BEGIN Data excerpt

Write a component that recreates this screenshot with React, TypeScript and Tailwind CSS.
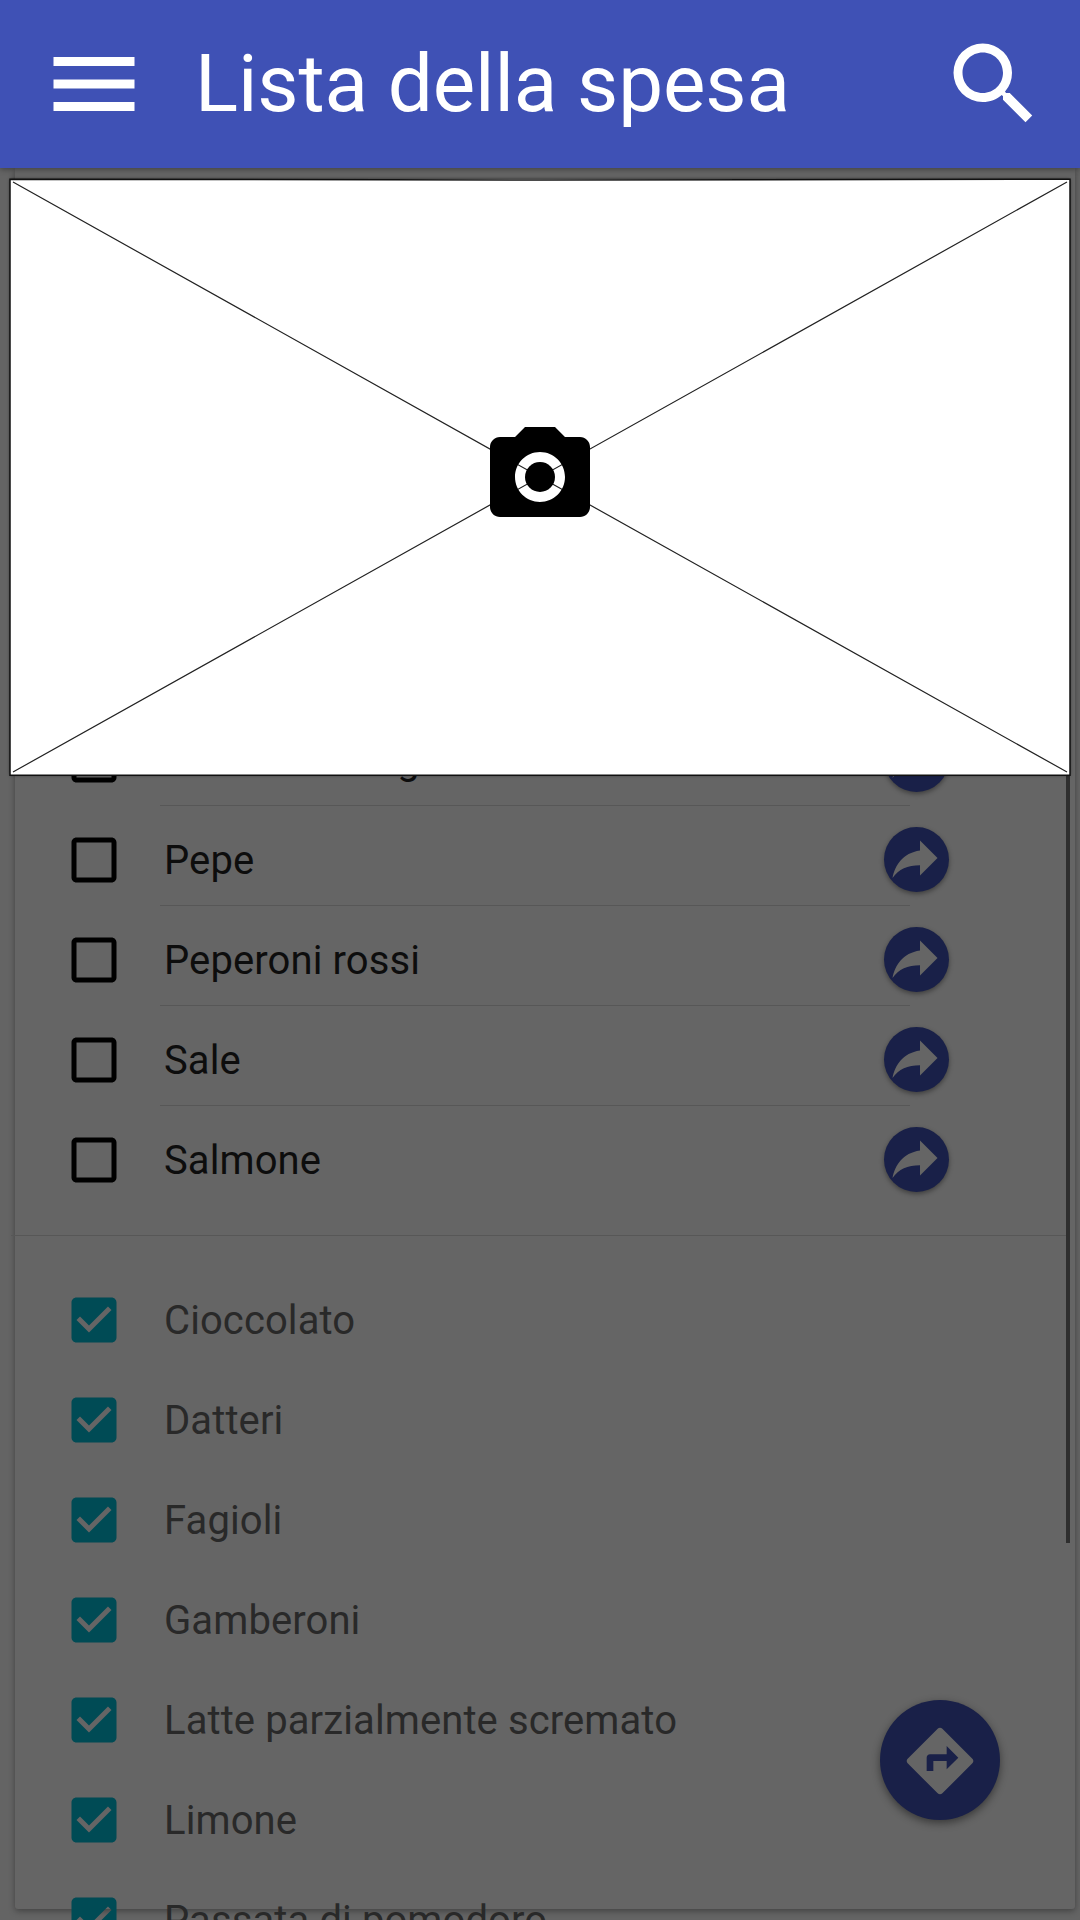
import React from "react";

const pending = ["Olio extra vergine", "Pepe", "Peperoni rossi", "Sale", "Salmone"];
const done = [
  "Cioccolato",
  "Datteri",
  "Fagioli",
  "Gamberoni",
  "Latte parzialmente scremato",
  "Limone",
  "Passata di pomodoro",
];

function Icon({ d, className }: { d: string; className: string }) {
  return (
    <svg viewBox="0 0 24 24" fill="currentColor" className={className}>
      <path d={d} />
    </svg>
  );
}

const MENU = "M3 18h18v-2H3v2zm0-5h18v-2H3v2zm0-7v2h18V6H3z";
const SEARCH =
  "M15.5 14h-.79l-.28-.27A6.471 6.471 0 0 0 16 9.5 6.5 6.5 0 1 0 9.5 16c1.61 0 3.09-.59 4.23-1.57l.27.28v.79l5 4.99L20.49 19l-4.99-5zm-6 0C7.01 14 5 11.99 5 9.5S7.01 5 9.5 5 14 7.01 14 9.5 11.99 14 9.5 14z";
const FORWARD = "M14 9V5l7 7-7 7v-4.1c-5 0-8.5 1.6-11 5.1 1-5 4-10 11-11z";
const DIRECTIONS =
  "M21.71 11.29l-9-9c-.39-.39-1.02-.39-1.41 0l-9 9c-.39.39-.39 1.02 0 1.41l9 9c.39.39 1.02.39 1.41 0l9-9c.39-.38.39-1.01 0-1.41zM14 14.5V12h-4v3H8v-4c0-.55.45-1 1-1h5V7.5l3.5 3.5-3.5 3.5z";
const BOX =
  "M19 5v14H5V5h14m0-2H5c-1.1 0-2 .9-2 2v14c0 1.1.9 2 2 2h14c1.1 0 2-.9 2-2V5c0-1.1-.9-2-2-2z";
const BOX_CHECKED =
  "M19 3H5c-1.11 0-2 .9-2 2v14c0 1.1.89 2 2 2h14c1.11 0 2-.9 2-2V5c0-1.1-.89-2-2-2zm-9 14l-5-5 1.41-1.41L10 14.17l7.59-7.59L19 8l-9 9z";

function Header() {
  return (
    <header className="relative z-20 flex h-[168px] shrink-0 items-center bg-[#3f51b5] pr-8 pl-10 text-white shadow-[0_1px_6px_rgba(0,0,0,0.4)]">
      <Icon d={MENU} className="size-[108px] shrink-0" />
      <h1 className="ml-[47px] flex-1 text-[80px] leading-[108px] font-normal tracking-[-0.1px] whitespace-nowrap">
        Lista della spesa
      </h1>
      <Icon d={SEARCH} className="size-[108px] shrink-0" />
    </header>
  );
}

function PendingRow({ label, divided }: { label: string; divided: boolean }) {
  return (
    <li className="flex h-[100px] items-center pl-[49px]">
      <Icon d={BOX} className="mt-2 size-[60px] shrink-0 text-black" />
      <div
        className={
          "ml-9 flex h-[100px] w-[750px] items-center border-b pt-2 pl-1 " +
          (divided ? "border-[#575757]" : "border-transparent")
        }
      >
        <span className="mt-[3px] flex-1 text-[40px] leading-[48px] tracking-[0.1px] whitespace-nowrap text-[#0d0d0d]">
          {label}
        </span>
        <span className="-mr-[39px] flex size-[65px] shrink-0 items-center justify-center rounded-full bg-[#192048] pr-[3px] pb-[3px] shadow-[0_2px_5px_rgba(0,0,0,0.4)]">
          <Icon d={FORWARD} className="size-[60px] shrink-0 text-[#656565]" />
        </span>
      </div>
    </li>
  );
}

function DoneRow({ label }: { label: string }) {
  return (
    <li className="flex h-[100px] items-center pl-[49px]">
      <Icon d={BOX_CHECKED} className="size-[60px] shrink-0 text-[#004b55]" />
      <span className="mt-[2px] ml-10 text-[40px] leading-[48px] tracking-[0.1px] whitespace-nowrap text-[#292929]">
        {label}
      </span>
    </li>
  );
}

/** Empty picture frame with crossed diagonals and a camera in the middle. */
function PhotoPlaceholder() {
  return (
    <div className="absolute top-[179px] left-[10px] z-30 h-[596px] w-[1060px] bg-white shadow-[0_0_3px_rgba(0,0,0,0.6)]">
      <svg viewBox="0 0 1060 596" className="size-full overflow-visible">
        <path d="M0 .2L530 1L1060 .2V596.200H0z" stroke="#111" strokeWidth="1.5" fill="#fff" />
        <path d="M3 3L1057 593M1057 3L3 593" stroke="#222" strokeWidth="1.2" fill="none" />
        <g transform="translate(470 238)">
          <circle cx="60" cy="60" r="15" />
          <path d="M45 10L35 20H20C14.5 20 10 24.5 10 30v60c0 5.5 4.5 10 10 10h80c5.5 0 10-4.500 10-10V30c0-5.500-4.500-10-10-10H85L75 10H45zm15 75c-13.800 0-25-11.200-25-25s11.200-25 25-25 25 11.200 25 25-11.200 25-25 25z" />
        </g>
      </svg>
    </div>
  );
}

export default function App() {
  return (
    <div className="relative flex h-[1920px] w-[1080px] flex-col overflow-hidden bg-[#646464] font-[Roboto,sans-serif]">
      <Header />
      <main className="relative ml-[15px] h-[1741px] w-[1060px] shrink-0 rounded-b-[3px] bg-[#656565] pt-[538px] shadow-[0_2px_6px_rgba(0,0,0,0.35)]">
        <ul>
          {pending.map((label, i) => (
            <PendingRow key={label} label={label} divided={i < pending.length - 1} />
          ))}
        </ul>
        <hr className="-ml-1 mt-[29px] mb-[34px] w-[1055px] border-t border-[#575757]" />
        <ul>
          {done.map((label) => (
            <DoneRow key={label} label={label} />
          ))}
        </ul>
        <div className="absolute top-[540px] right-[5px] h-[835px] w-1 bg-[#2e2e2e]" />
      </main>
      <button className="absolute top-[1700px] left-[880px] flex size-[120px] items-center justify-center rounded-full bg-[#192048] shadow-[0_3px_8px_rgba(0,0,0,0.45)]">
        <Icon d={DIRECTIONS} className="relative top-px size-20 shrink-0 text-[#656565]" />
      </button>
      <PhotoPlaceholder />
    </div>
  );
}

END Data excerpt

Replicate the material above verbatim; images stay out of the copy.

Write a component that recreates this screenshot with React, TypeScript and Tailwind CSS.
import React from "react";

const pending = ["Olio extra vergine", "Pepe", "Peperoni rossi", "Sale", "Salmone"];
const done = [
  "Cioccolato",
  "Datteri",
  "Fagioli",
  "Gamberoni",
  "Latte parzialmente scremato",
  "Limone",
  "Passata di pomodoro",
];

function Icon({ d, className }: { d: string; className: string }) {
  return (
    <svg viewBox="0 0 24 24" fill="currentColor" className={className}>
      <path d={d} />
    </svg>
  );
}

const MENU = "M3 18h18v-2H3v2zm0-5h18v-2H3v2zm0-7v2h18V6H3z";
const SEARCH =
  "M15.5 14h-.79l-.28-.27A6.471 6.471 0 0 0 16 9.5 6.5 6.5 0 1 0 9.5 16c1.61 0 3.09-.59 4.23-1.57l.27.28v.79l5 4.99L20.49 19l-4.99-5zm-6 0C7.01 14 5 11.99 5 9.5S7.01 5 9.5 5 14 7.01 14 9.5 11.99 14 9.5 14z";
const FORWARD = "M14 9V5l7 7-7 7v-4.1c-5 0-8.5 1.6-11 5.1 1-5 4-10 11-11z";
const DIRECTIONS =
  "M21.71 11.29l-9-9c-.39-.39-1.02-.39-1.41 0l-9 9c-.39.39-.39 1.02 0 1.41l9 9c.39.39 1.02.39 1.41 0l9-9c.39-.38.39-1.01 0-1.41zM14 14.5V12h-4v3H8v-4c0-.55.45-1 1-1h5V7.5l3.5 3.5-3.5 3.5z";
const BOX =
  "M19 5v14H5V5h14m0-2H5c-1.1 0-2 .9-2 2v14c0 1.1.9 2 2 2h14c1.1 0 2-.9 2-2V5c0-1.1-.9-2-2-2z";
const BOX_CHECKED =
  "M19 3H5c-1.11 0-2 .9-2 2v14c0 1.1.89 2 2 2h14c1.11 0 2-.9 2-2V5c0-1.1-.89-2-2-2zm-9 14l-5-5 1.41-1.41L10 14.17l7.59-7.59L19 8l-9 9z";

function Header() {
  return (
    <header className="relative z-20 flex h-[168px] shrink-0 items-center bg-[#3f51b5] pr-8 pl-10 text-white shadow-[0_1px_6px_rgba(0,0,0,0.4)]">
      <Icon d={MENU} className="size-[108px] shrink-0" />
      <h1 className="ml-[47px] flex-1 text-[80px] leading-[108px] font-normal tracking-[-0.1px] whitespace-nowrap">
        Lista della spesa
      </h1>
      <Icon d={SEARCH} className="size-[108px] shrink-0" />
    </header>
  );
}

function PendingRow({ label, divided }: { label: string; divided: boolean }) {
  return (
    <li className="flex h-[100px] items-center pl-[49px]">
      <Icon d={BOX} className="mt-2 size-[60px] shrink-0 text-black" />
      <div
        className={
          "ml-9 flex h-[100px] w-[750px] items-center border-b pt-2 pl-1 " +
          (divided ? "border-[#575757]" : "border-transparent")
        }
      >
        <span className="mt-[3px] flex-1 text-[40px] leading-[48px] tracking-[0.1px] whitespace-nowrap text-[#0d0d0d]">
          {label}
        </span>
        <span className="-mr-[39px] flex size-[65px] shrink-0 items-center justify-center rounded-full bg-[#192048] pr-[3px] pb-[3px] shadow-[0_2px_5px_rgba(0,0,0,0.4)]">
          <Icon d={FORWARD} className="size-[60px] shrink-0 text-[#656565]" />
        </span>
      </div>
    </li>
  );
}

function DoneRow({ label }: { label: string }) {
  return (
    <li className="flex h-[100px] items-center pl-[49px]">
      <Icon d={BOX_CHECKED} className="size-[60px] shrink-0 text-[#004b55]" />
      <span className="mt-[2px] ml-10 text-[40px] leading-[48px] tracking-[0.1px] whitespace-nowrap text-[#292929]">
        {label}
      </span>
    </li>
  );
}

/** Empty picture frame with crossed diagonals and a camera in the middle. */
function PhotoPlaceholder() {
  return (
    <div className="absolute top-[179px] left-[10px] z-30 h-[596px] w-[1060px] bg-white shadow-[0_0_3px_rgba(0,0,0,0.6)]">
      <svg viewBox="0 0 1060 596" className="size-full overflow-visible">
        <path d="M0 .2L530 1L1060 .2V596.200H0z" stroke="#111" strokeWidth="1.5" fill="#fff" />
        <path d="M3 3L1057 593M1057 3L3 593" stroke="#222" strokeWidth="1.2" fill="none" />
        <g transform="translate(470 238)">
          <circle cx="60" cy="60" r="15" />
          <path d="M45 10L35 20H20C14.5 20 10 24.5 10 30v60c0 5.5 4.5 10 10 10h80c5.5 0 10-4.500 10-10V30c0-5.500-4.500-10-10-10H85L75 10H45zm15 75c-13.800 0-25-11.200-25-25s11.200-25 25-25 25 11.200 25 25-11.200 25-25 25z" />
        </g>
      </svg>
    </div>
  );
}

export default function App() {
  return (
    <div className="relative flex h-[1920px] w-[1080px] flex-col overflow-hidden bg-[#646464] font-[Roboto,sans-serif]">
      <Header />
      <main className="relative ml-[15px] h-[1741px] w-[1060px] shrink-0 rounded-b-[3px] bg-[#656565] pt-[538px] shadow-[0_2px_6px_rgba(0,0,0,0.35)]">
        <ul>
          {pending.map((label, i) => (
            <PendingRow key={label} label={label} divided={i < pending.length - 1} />
          ))}
        </ul>
        <hr className="-ml-1 mt-[29px] mb-[34px] w-[1055px] border-t border-[#575757]" />
        <ul>
          {done.map((label) => (
            <DoneRow key={label} label={label} />
          ))}
        </ul>
        <div className="absolute top-[540px] right-[5px] h-[835px] w-1 bg-[#2e2e2e]" />
      </main>
      <button className="absolute top-[1700px] left-[880px] flex size-[120px] items-center justify-center rounded-full bg-[#192048] shadow-[0_3px_8px_rgba(0,0,0,0.45)]">
        <Icon d={DIRECTIONS} className="relative top-px size-20 shrink-0 text-[#656565]" />
      </button>
      <PhotoPlaceholder />
    </div>
  );
}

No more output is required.